** Start DATA FOR THIS EXERCISE **

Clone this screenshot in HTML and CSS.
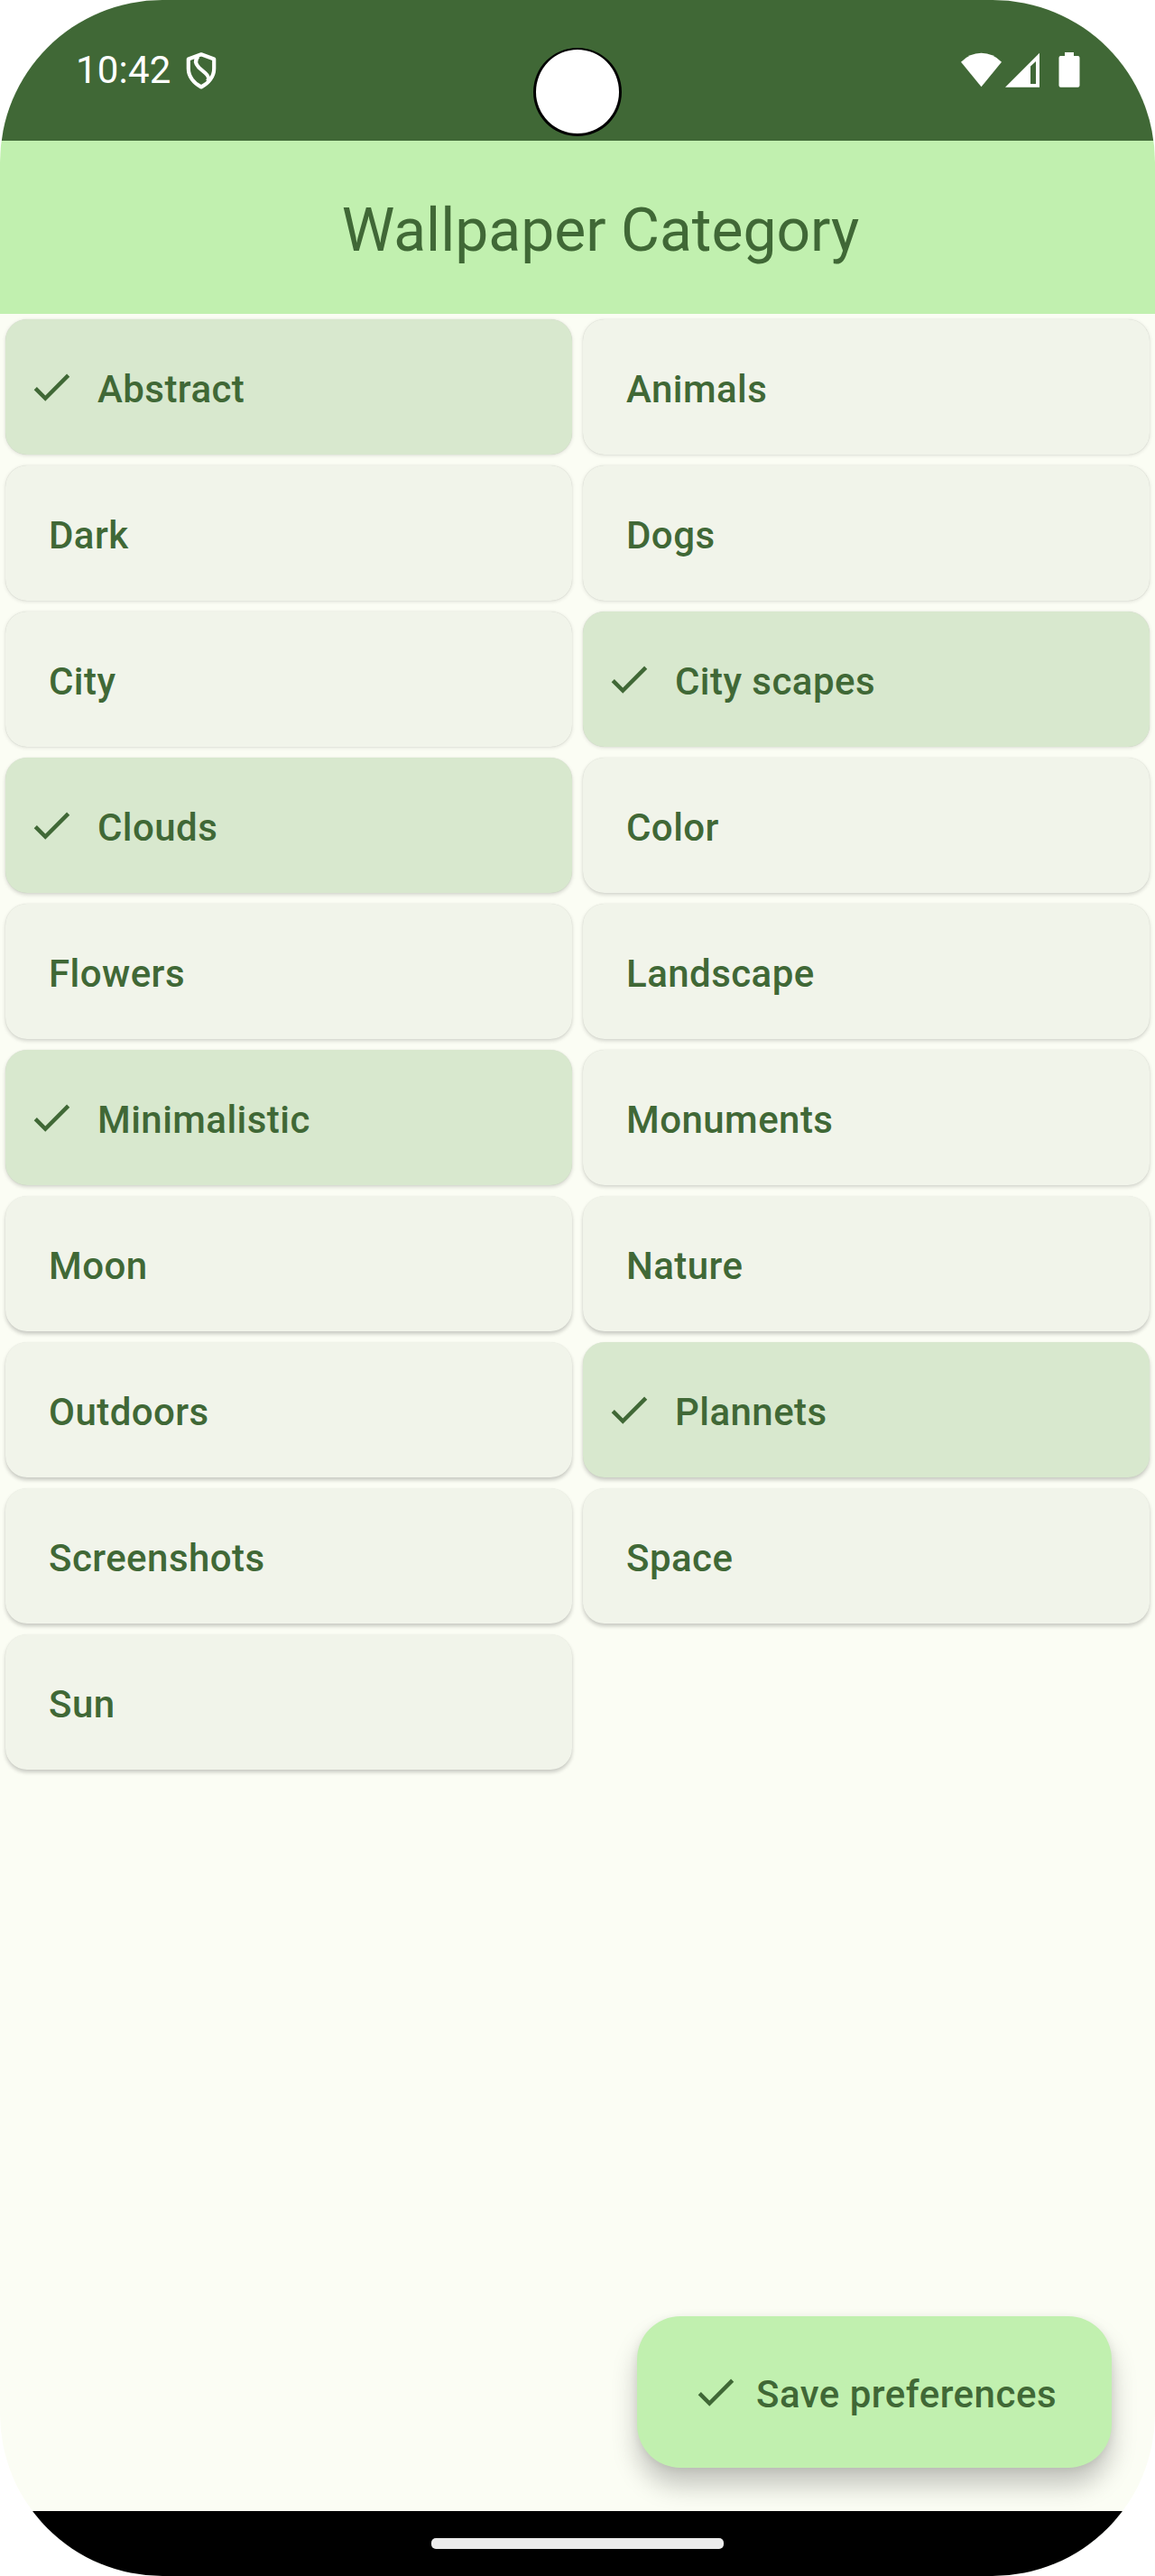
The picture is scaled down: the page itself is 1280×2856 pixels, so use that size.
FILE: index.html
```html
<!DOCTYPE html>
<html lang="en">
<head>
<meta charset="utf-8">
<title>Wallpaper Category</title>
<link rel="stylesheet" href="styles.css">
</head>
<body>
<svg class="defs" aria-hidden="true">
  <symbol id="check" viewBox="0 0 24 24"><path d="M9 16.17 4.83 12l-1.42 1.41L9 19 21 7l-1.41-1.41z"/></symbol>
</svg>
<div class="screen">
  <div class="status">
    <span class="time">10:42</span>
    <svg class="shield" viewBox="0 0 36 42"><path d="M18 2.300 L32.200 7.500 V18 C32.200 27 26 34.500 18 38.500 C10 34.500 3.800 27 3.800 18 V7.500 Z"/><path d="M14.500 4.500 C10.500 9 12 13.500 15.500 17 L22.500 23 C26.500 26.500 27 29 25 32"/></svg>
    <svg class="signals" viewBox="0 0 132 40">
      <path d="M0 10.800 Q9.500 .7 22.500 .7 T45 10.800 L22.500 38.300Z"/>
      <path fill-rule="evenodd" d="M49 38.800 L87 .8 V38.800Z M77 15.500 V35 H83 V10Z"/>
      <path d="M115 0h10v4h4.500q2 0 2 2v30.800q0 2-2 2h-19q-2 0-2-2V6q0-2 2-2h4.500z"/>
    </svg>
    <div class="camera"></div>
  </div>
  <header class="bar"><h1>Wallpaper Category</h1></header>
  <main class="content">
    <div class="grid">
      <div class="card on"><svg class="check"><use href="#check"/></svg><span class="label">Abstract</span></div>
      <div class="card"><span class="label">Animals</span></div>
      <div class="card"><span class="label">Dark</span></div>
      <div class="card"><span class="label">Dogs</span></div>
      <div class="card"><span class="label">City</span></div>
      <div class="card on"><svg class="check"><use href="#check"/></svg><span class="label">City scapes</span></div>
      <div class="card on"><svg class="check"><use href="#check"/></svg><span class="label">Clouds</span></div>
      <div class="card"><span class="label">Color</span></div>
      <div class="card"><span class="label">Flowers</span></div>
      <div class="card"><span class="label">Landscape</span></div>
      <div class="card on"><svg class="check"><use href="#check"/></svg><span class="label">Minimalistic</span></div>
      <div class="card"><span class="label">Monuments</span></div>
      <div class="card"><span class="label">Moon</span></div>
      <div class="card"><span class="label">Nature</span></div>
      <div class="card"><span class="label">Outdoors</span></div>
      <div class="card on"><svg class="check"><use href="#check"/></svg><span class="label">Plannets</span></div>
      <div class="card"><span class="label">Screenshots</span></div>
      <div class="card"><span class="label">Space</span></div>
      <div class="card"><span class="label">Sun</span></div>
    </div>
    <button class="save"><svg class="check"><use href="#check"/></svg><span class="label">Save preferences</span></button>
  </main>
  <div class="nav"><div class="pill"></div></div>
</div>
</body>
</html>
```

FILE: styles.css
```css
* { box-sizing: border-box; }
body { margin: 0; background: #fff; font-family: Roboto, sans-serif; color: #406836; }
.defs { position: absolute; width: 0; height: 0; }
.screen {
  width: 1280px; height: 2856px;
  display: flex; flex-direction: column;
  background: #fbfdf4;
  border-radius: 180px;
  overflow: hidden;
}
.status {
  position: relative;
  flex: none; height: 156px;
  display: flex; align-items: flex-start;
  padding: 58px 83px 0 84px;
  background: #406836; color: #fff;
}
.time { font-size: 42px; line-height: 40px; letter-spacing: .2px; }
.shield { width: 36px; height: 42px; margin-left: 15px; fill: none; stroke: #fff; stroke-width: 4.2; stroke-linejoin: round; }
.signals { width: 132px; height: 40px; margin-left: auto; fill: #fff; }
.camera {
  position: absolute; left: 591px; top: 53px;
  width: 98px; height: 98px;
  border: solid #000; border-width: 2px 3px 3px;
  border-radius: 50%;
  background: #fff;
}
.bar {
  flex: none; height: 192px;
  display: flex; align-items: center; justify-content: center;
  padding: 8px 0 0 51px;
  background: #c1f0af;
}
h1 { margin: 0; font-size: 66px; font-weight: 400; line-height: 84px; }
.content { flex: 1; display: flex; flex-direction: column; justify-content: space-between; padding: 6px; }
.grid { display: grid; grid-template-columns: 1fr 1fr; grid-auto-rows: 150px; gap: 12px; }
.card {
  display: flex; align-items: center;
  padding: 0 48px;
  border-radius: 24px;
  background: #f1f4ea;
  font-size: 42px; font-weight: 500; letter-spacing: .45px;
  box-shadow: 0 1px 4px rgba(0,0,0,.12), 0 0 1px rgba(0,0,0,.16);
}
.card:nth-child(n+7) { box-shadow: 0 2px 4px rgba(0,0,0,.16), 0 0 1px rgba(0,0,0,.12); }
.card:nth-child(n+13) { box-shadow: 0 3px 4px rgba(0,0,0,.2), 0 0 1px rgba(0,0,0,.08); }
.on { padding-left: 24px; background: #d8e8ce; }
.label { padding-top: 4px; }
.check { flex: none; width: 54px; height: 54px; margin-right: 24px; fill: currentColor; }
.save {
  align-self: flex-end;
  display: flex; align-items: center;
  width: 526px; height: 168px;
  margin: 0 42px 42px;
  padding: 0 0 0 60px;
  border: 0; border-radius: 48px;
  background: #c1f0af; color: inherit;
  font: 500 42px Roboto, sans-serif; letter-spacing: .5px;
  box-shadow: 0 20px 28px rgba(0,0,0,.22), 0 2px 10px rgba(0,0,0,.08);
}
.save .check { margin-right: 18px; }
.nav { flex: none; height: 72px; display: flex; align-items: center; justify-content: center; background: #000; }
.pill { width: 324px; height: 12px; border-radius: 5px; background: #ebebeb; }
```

** End DATA FOR THIS EXERCISE **
** Start DATA FOR THIS EXERCISE **

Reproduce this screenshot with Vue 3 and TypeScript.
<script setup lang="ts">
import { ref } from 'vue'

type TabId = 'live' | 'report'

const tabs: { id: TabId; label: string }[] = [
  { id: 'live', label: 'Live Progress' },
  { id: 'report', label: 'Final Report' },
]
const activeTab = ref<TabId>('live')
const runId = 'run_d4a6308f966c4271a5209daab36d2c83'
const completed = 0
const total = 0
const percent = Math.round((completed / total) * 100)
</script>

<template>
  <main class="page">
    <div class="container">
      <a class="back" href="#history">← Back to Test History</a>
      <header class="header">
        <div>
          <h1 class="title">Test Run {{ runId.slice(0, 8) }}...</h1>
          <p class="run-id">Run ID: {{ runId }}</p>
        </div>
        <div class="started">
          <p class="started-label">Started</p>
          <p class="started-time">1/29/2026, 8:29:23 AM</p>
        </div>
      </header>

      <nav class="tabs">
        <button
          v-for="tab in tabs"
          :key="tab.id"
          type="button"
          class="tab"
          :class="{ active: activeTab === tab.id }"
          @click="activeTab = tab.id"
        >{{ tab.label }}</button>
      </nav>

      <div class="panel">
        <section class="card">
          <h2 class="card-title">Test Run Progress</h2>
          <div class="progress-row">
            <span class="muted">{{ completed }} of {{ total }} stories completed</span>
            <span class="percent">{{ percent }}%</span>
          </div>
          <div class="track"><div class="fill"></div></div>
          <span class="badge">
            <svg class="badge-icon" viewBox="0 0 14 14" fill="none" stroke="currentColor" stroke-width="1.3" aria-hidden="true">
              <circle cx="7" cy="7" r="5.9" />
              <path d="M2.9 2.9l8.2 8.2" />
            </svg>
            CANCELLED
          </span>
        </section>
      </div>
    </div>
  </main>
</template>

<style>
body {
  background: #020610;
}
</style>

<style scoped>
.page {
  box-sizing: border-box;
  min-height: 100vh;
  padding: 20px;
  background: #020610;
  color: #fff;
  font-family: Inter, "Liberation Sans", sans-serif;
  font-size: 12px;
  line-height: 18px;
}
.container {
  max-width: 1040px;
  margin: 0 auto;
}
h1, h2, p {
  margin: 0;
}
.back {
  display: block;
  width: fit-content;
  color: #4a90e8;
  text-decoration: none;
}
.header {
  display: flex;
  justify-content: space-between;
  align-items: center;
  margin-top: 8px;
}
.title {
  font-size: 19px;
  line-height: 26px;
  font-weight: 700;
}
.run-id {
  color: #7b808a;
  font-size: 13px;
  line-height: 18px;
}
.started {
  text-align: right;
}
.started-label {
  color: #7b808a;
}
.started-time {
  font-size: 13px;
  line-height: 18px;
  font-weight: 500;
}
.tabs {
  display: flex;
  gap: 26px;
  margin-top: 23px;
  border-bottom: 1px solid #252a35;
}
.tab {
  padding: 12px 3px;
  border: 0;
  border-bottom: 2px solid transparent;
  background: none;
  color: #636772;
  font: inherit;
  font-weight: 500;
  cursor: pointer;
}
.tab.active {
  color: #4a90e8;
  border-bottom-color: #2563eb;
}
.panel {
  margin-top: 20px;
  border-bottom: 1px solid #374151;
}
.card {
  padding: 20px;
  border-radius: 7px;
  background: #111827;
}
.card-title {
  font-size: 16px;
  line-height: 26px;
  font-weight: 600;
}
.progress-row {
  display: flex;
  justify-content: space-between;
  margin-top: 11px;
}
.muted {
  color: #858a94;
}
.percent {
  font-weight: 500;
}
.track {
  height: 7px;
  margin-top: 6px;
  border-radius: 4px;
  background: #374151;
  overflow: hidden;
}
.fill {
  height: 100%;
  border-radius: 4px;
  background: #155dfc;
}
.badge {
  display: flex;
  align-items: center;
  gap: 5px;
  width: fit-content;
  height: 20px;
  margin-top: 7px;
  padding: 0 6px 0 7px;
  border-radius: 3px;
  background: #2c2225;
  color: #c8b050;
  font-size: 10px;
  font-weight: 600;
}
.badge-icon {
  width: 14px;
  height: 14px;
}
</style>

** End DATA FOR THIS EXERCISE **

REQUIRED TASK - Whichever lines contain the string "page", select and copy them.

ANSWER TO THE EXERCISE -
The picture is scaled down: the page itself is 1280×2856 pixels, so use that size.
  <main class="page">
.page {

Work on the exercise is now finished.